Angola overtook Nigeria to emerge top African crude oil producer for the month of April, data from the Organization of Petroleum Exporting Countries (OPEC) has shown.
According to the April 2023 Monthly Oil Market Report (MOMR) published by the oil cartel, Angola recorded 1.06 million barrels per day (bpd) of crude production in April, up from 972,000 bpd recorded in March.
But Nigeria recorded an output of 999,000 bpd in April compared to 1.3 million bpd in March. The April output figure represented the lowest production rate the nation has recorded in 2023.
On an annual basis, Nigeria’s output level also indicated a drop of 16.7 per cent to 999,000 bpd in April 2023, from 1.2 million bpd recorded in the corresponding period of April 2022.
“Nigeria’s economy faced challenges in gaining momentum in the first quarter of 2023, with business activity and consumer spending remaining subdued, in addition to high input-cost inflation and lower employment levels compared with the previous year,” the oil cartel said in the report.

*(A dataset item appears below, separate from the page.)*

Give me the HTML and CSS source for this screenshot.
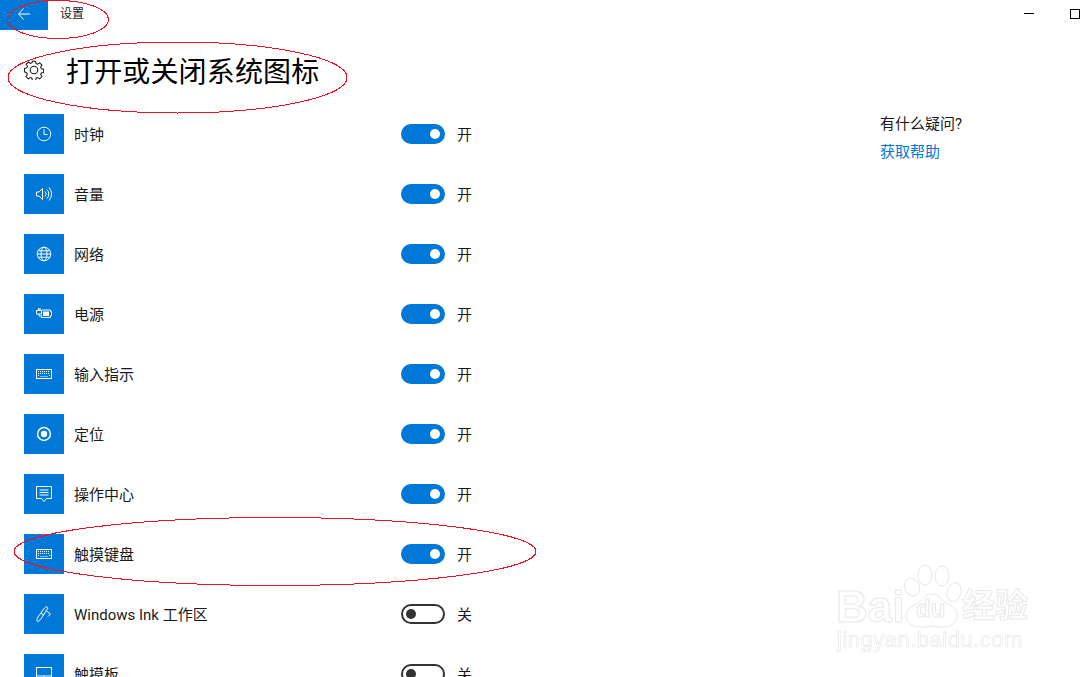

In recent years, Nigeria has recorded a surge in pipeline vandalism and crude oil theft incidents in its oil-producing region, a development that worsened the nation’s revenue challenge.
The recent drop in the country’s crude production comes at a time when the Nigerian government postponed the June deadline for subsidy removal.
Earlier in the month, data from the Nigerian Upstream Petroleum Regulatory Commission (NUPRC) showed that Nigeria produced an average of 998,602 barrels of crude oil per day in April. The figure represented a fall in production from the 1.2 million bpd recorded in March
OPEC in its report noted that oil production from the 13 members of the cartel averaged 28.60 million barrels per day in April, lower by 191,000 bpd compared to March.
The report found that OPEC’s Gulf producers – Saudi Arabia, Kuwait and the United Arab Emirates – met output targets under the OPEC+ deal with steady production.
Three producers exempted from supply cuts -Libya, Iran and Venezuela – also recorded varying output. While Iranian output was steady, Libya’s output edged lower and Venezuelan production rose slightly, boosting global supply.
Earlier in April, OPEC had agreed to cut output by about 1.27 million bpd as part of a total 2 million bpd reduction OPEC+ pledged in 2022.